Whats further confusing is that when I initially heard the "Neo Miraculous" cue on the old promo album was that it was its own track, which is (if it was indeed a promo copy) what Davis wanted it to be heard as. So ... why would you release an album that didn't reflect the composer's editing choice?



That was my follow-up to Doug's forwarded response. If James Newton Howard actually produced the album himself, I'm sure he wouldn't have sequenced it in this way. It buries the standout cues in a way that's like when you really want to date this beautiful woman, but someone who's not even related to her makes you take out her ugly dialogue-scoring cue sister first.


Didn't Doug say in his response that Howard was involved in producing this album release, supervising it? Doesn't that mean Howard approved of the cue presentations as they are?

 
 Posted:   Jan 22, 2014 - 11:09 AM   
 By:   Shaun Rutherford   (Member)



Didn't Doug say in his response that Howard was involved in producing this album release, supervising it? Doesn't that mean Howard approved of the cue presentations as they are?

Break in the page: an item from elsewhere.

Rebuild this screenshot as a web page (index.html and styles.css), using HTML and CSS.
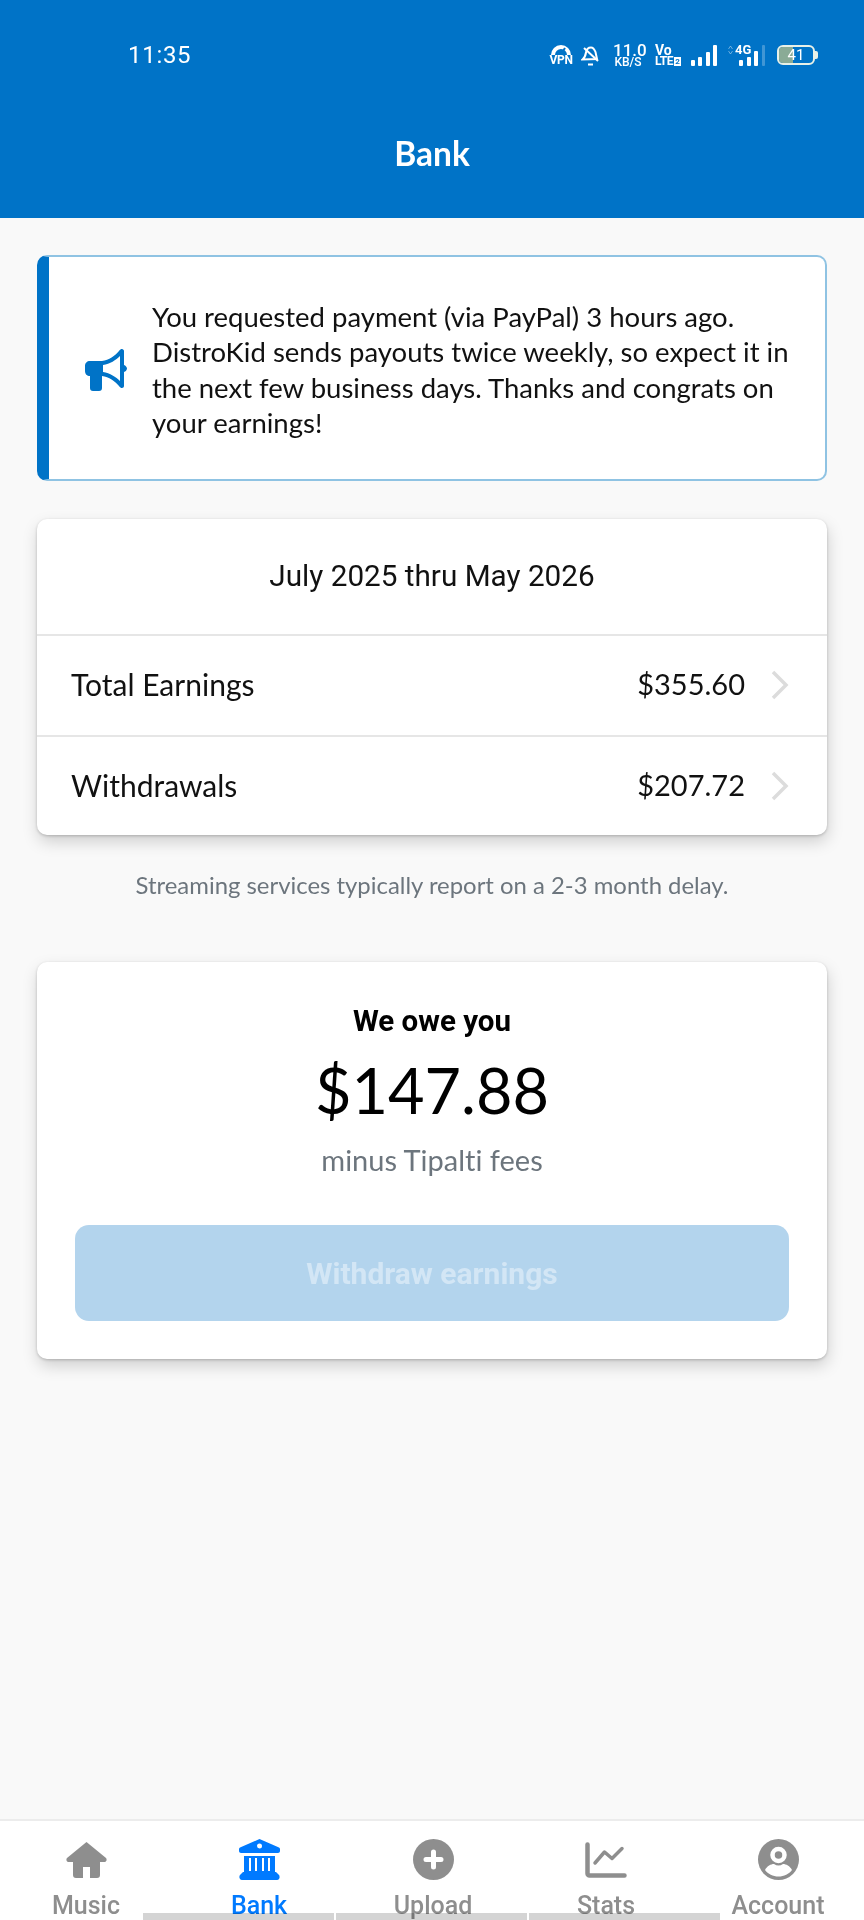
FILE: index.html
```html
<!DOCTYPE html>
<html lang="en">
<head>
<meta charset="utf-8">
<title>Bank</title>
<link rel="stylesheet" href="styles.css">
</head>
<body>
<div class="app">
  <header class="header">
    <div class="status">
      <span class="time">11:35</span>
      <div class="status-icons">
        <div class="vpn">
          <svg width="22" height="11" viewBox="0 0 22 11"><path d="M1 11a10 10 0 0 1 20 0h-4a6 6 0 0 0-12 0z" fill="#fff"/><path d="M11 10l4-6" stroke="#0073c7" stroke-width="2"/></svg>
          <span>VPN</span>
        </div>
        <svg class="bell" width="19" height="22" viewBox="0 0 19 22" fill="none" stroke="#fff" stroke-width="2"><path d="M1.500 15.500c2-1.500 3-3.500 3.500-7 .5-3 2.500-5 5-5s3.500 2 4.500 4.500l1.500 7z"/><path d="M7 20.500h5M3 4l14 13"/></svg>
        <div class="speed">11.0<br>KB/S</div>
        <div class="volte">Vo<br>LTE<i class="two">2</i></div>
        <svg class="signal" width="26" height="21" viewBox="0 0 26 21" fill="#fff"><rect x="0" y="15" width="4" height="6" rx="1"/><rect x="7" y="12" width="4" height="9" rx="1"/><rect x="15" y="7" width="4" height="14" rx="1"/><rect x="22" y="0" width="4" height="21" rx="1"/></svg>
        <div class="sig2">
          <svg class="arrows" width="5" height="10" viewBox="0 0 5 10" fill="none" stroke="#fff" stroke-opacity=".4" stroke-width="1"><path d="M.5 4l2-3 2 3M.5 6l2 3 2-3"/></svg>
          <span class="fourg">4G</span>
          <svg width="26" height="21" viewBox="0 0 26 21" fill="#fff"><rect x="0" y="15" width="4" height="6" rx="1"/><rect x="8" y="12" width="4" height="9" rx="1"/><rect x="15" y="6" width="4" height="15" rx="1"/><rect x="23" y="0" width="3" height="21" rx="1" fill-opacity=".25"/></svg>
        </div>
        <div class="battery"><div class="battery-body"><div class="battery-fill"></div><span class="battery-num">41</span></div><div class="battery-cap"></div></div>
      </div>
    </div>
    <h1 class="title">Bank</h1>
  </header>

  <main class="main">
    <section class="alert">
      <svg class="alert-icon" width="42" height="42" viewBox="0 0 42 42" fill="#0073c7" fill-rule="evenodd"><path d="M37 0c-1 0-2 .5-3 2-4 5-10 9-17 10H5C2 12 0 14 0 17v5c0 3 2 5 5 5v12c0 2 1 3 3 3h6c2 0 3-1 3-3V27c7 1 13 5 17 10 1 1.500 2 2 3 2s2-1 2-2V23c1.500-.5 3-2 3-3.500s-1.500-3-3-3.500V2c0-1-1-2-2-2zM35 7v25c-4-4-10-8-17-9v-7c7-1 13-5 17-9z"/></svg>
      <p class="alert-text">You requested payment (via PayPal) 3 hours ago. DistroKid sends payouts twice weekly, so expect it in the next few business days. Thanks and congrats on your earnings!</p>
    </section>

    <section class="card summary">
      <div class="range">July 2025 thru May 2026</div>
      <div class="row"><span>Total Earnings</span><span class="amount">$355.60</span>
        <svg class="chev" width="18" height="30" viewBox="0 0 18 30" fill="none" stroke="#dcdcdc" stroke-width="3.500"><path d="M2 2l13 13L2 28"/></svg></div>
      <div class="row"><span>Withdrawals</span><span class="amount">$207.72</span>
        <svg class="chev" width="18" height="30" viewBox="0 0 18 30" fill="none" stroke="#dcdcdc" stroke-width="3.500"><path d="M2 2l13 13L2 28"/></svg></div>
    </section>

    <p class="note">Streaming services typically report on a 2-3 month delay.</p>

    <section class="card owe">
      <div class="owe-title">We owe you</div>
      <div class="owe-amount">$147.88</div>
      <div class="owe-fees">minus Tipalti fees</div>
      <button class="withdraw" disabled>Withdraw earnings</button>
    </section>
  </main>

  <nav class="tabs">
    <div class="tab">
      <svg class="ico-home" width="41" height="36" viewBox="0 0 41 36" fill="#8e8e8e"><path d="M20.500 0L1 16c-1.500 2 0 4 2 4h4v13c0 2 1 3 3 3h7V25h7v11h7c2 0 3-1 3-3V20h4c2 0 3.500-2 2-4z"/></svg>
      <span>Music</span>
    </div>
    <div class="tab active">
      <svg width="41" height="41" viewBox="0 0 41 41" fill="#007aff"><path d="M20.500 0L1 8.500C0 9 0 10 0 11v1c0 1 1 2 2 2h37c1 0 2-1 2-2v-1c0-1 0-2-1-2.500zM20.500 4.500a2.500 2.500 0 1 1 0 5 2.500 2.500 0 0 1 0-5z" fill-rule="evenodd"/><path d="M5 17h31v17H5zM10 19v13h2V19zM16 19v13h2V19zM23 19v13h2V19zM29 19v13h2V19z" fill-rule="evenodd"/><path d="M4 33h33l3 3c1 1 1 5-2 5H3c-3 0-3-4-2-5z"/></svg>
      <span>Bank</span>
    </div>
    <div class="tab">
      <svg width="41" height="41" viewBox="0 0 41 41"><circle cx="20.500" cy="20.500" r="20.500" fill="#8e8e8e"/><path d="M20.500 13v15M13 20.500h15" stroke="#fff" stroke-width="5" stroke-linecap="round"/></svg>
      <span>Upload</span>
    </div>
    <div class="tab">
      <svg class="ico-stats" width="42" height="36" viewBox="0 0 42 36" fill="none" stroke="#8e8e8e" stroke-width="4.500" stroke-linecap="round" stroke-linejoin="round"><path d="M2.500 2.500v29a2 2 0 0 0 2 2h35"/><path d="M10 21l9.500-11 7.500 6.500 10-10" stroke-width="3.500"/></svg>
      <span>Stats</span>
    </div>
    <div class="tab">
      <svg width="41" height="41" viewBox="0 0 41 41"><circle cx="20.500" cy="20.500" r="20.500" fill="#8e8e8e"/><circle cx="20.500" cy="16" r="6" fill="#8e8e8e" stroke="#fff" stroke-width="4.500"/><path d="M7 31c2-4 6-6 9-6 3 2 6 2 9 0 3 0 7 2 9 6-3 4-8 6.500-13.500 6.500S10 35 7 31z" fill="#fff"/></svg>
      <span>Account</span>
    </div>
    <div class="gesture"><i></i><i></i><i></i></div>
  </nav>
</div>
</body>
</html>
```
FILE: styles.css
```css
* { box-sizing: border-box; }
html, body { margin: 0; padding: 0; }
body { font-family: "Lato", "Liberation Sans", sans-serif; background: #f9f9f9; color: #111; font-variant-ligatures: none; }
.app { width: 864px; height: 1920px; display: flex; flex-direction: column; overflow: hidden; }

.header { height: 218px; background: #0073c7; color: #fff; display: flex; flex-direction: column; flex: none; }
.status { height: 110px; display: flex; align-items: center; justify-content: space-between; padding: 0 46px 0 128px; }
.time { font-family: "Roboto", sans-serif; font-size: 24px; letter-spacing: .7px; }
.status-icons { display: flex; align-items: center; }
.vpn { display: flex; flex-direction: column; align-items: center; width: 22px; }
.vpn span { font-family: "Roboto", sans-serif; font-size: 12px; font-weight: 700; line-height: 11px; letter-spacing: -.3px; }
.bell { margin-left: 9px; }
.speed { width: 30px; margin-left: 13px; text-align: center; font-family: "Roboto", sans-serif; font-size: 12px; font-weight: 500; line-height: 11px; }
.speed::first-line { font-size: 17px; line-height: 14px; }
.volte { width: 26px; margin-left: 12px; font-family: "Roboto", sans-serif; font-size: 12px; font-weight: 700; line-height: 11px; letter-spacing: -.4px; white-space: nowrap; }
.volte::first-line { font-size: 14px; line-height: 12px; letter-spacing: 0; }
.two { display: inline-block; margin-left: 1px; font-style: normal; font-size: 8px; line-height: 9px; width: 7px; text-align: center; background: #fff; color: #0073c7; letter-spacing: 0; vertical-align: 1px; }
.signal { margin-left: 10px; }
.sig2 { position: relative; width: 37px; height: 22px; display: flex; justify-content: flex-end; align-items: flex-end; margin-left: 11px; }
.arrows { position: absolute; left: 0; top: 1px; }
.fourg { position: absolute; left: 7px; top: -1px; font-family: "Roboto", sans-serif; font-size: 13px; font-weight: 700; line-height: 13px; }
.battery { display: flex; align-items: center; margin-left: 12px; }
.battery-body { position: relative; width: 38px; height: 20px; border: 2px solid #e8f1e8; border-radius: 6px; overflow: hidden; display: flex; align-items: center; justify-content: center; }
.battery-fill { position: absolute; left: 0; top: 0; bottom: 0; width: 41%; background: #8aab96; }
.battery-num { position: relative; font-family: "Roboto", sans-serif; font-size: 15px; line-height: 14px; }
.battery-cap { width: 3px; height: 8px; background: #e8f1e8; border-radius: 0 2px 2px 0; }
.title { margin: 23px 0 0; text-align: center; font-size: 33.5px; font-weight: 700; line-height: 40px; }

.main { flex: 1; padding: 37px 37px 0; display: flex; flex-direction: column; }
.alert { height: 226px; background: #fff; border: 2px solid #8fc3e3; border-left: 12px solid #0073c7; border-radius: 10px; display: flex; align-items: center; padding: 3px 30px 0 36px; flex: none; }
.alert-icon { flex: none; }
.alert-text { margin: 0 0 0 25px; font-size: 27.5px; line-height: 35.5px; color: #111; }

.card { background: #fff; border-radius: 10px; box-shadow: 0 1px 3px rgba(0,0,0,.2), 1px 7px 16px rgba(0,0,0,.17); flex: none; }
.summary { margin-top: 38px; height: 316px; display: flex; flex-direction: column; }
.range { height: 115px; padding-bottom: 2px; display: flex; align-items: center; justify-content: center; font-family: "Roboto", sans-serif; font-size: 29.7px; color: #111; }
.row { flex: 1; display: flex; align-items: center; padding: 0 38px 2px 34px; border-top: 2px solid #e6e6e6; font-size: 30px; line-height: 36px; color: #111; }
.amount { margin-left: auto; font-size: 29px; }
.chev { margin-left: 26px; margin-top: 2px; }
.note { margin: 35px 0 0; text-align: center; font-size: 23.9px; line-height: 30px; color: #6c757d; }

.owe { margin-top: 62px; height: 397px; display: flex; flex-direction: column; align-items: center; padding: 42px 38px 0; }
.owe-title { font-family: "Roboto", sans-serif; font-weight: 700; font-size: 29.5px; line-height: 34px; color: #000; }
.owe-amount { font-size: 63px; line-height: 80px; margin-top: 12px; color: #000; }
.owe-fees { font-size: 29px; line-height: 36px; margin-top: 12px; color: #6c757d; }
.withdraw { width: 100%; height: 96px; margin-top: 47px; border: 0; border-radius: 14px; background: #b3d4ed; color: #d3e6f5; font-family: "Roboto", sans-serif; font-weight: 700; font-size: 30px; }

.tabs { position: relative; height: 101px; flex: none; background: #fff; border-top: 2px solid #ececec; display: grid; grid-template-columns: 172px 174px 174px 172px 172px; }
.tab { display: flex; flex-direction: column; align-items: center; justify-content: flex-start; padding-top: 18px; color: #8e8e8e; font-family: "Roboto", sans-serif; font-size: 25px; font-weight: 500; position: relative; }
.tab svg { flex: none; }
.tab span { position: absolute; top: 70px; line-height: 30px; }
.ico-home, .ico-stats { margin-top: 3px; }
.tab.active { color: #007aff; }
.gesture { position: absolute; left: 143px; top: 92px; display: flex; gap: 2px; mix-blend-mode: multiply; }
.gesture i { display: block; height: 7px; width: 191px; background: #d4d4d4; }
```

He did. I was saying that had JNH prepared the release himself (as in, back in 1993), I don't think he'd present it the way Intrada presented it.

They did prep and abandon an album for it back then, apparently (according to Gary LeMel via my phone call to him circa February '93, it was to be on Elektra), and that's probably what ended up leaking into the version we've had for years, with the highlights of the score standing on their own.

It's a great score, regardless of what I'm bellyaching about.

 
 Posted:   Jan 22, 2014 - 11:32 AM   
 By:   LeHah   (Member)

It buries the standout cues in a way that's like when you really want to date this beautiful woman, but someone who's not even related to her makes you take out her ugly dialogue-scoring cue sister first.

I've dated a lot of Blade Runner then.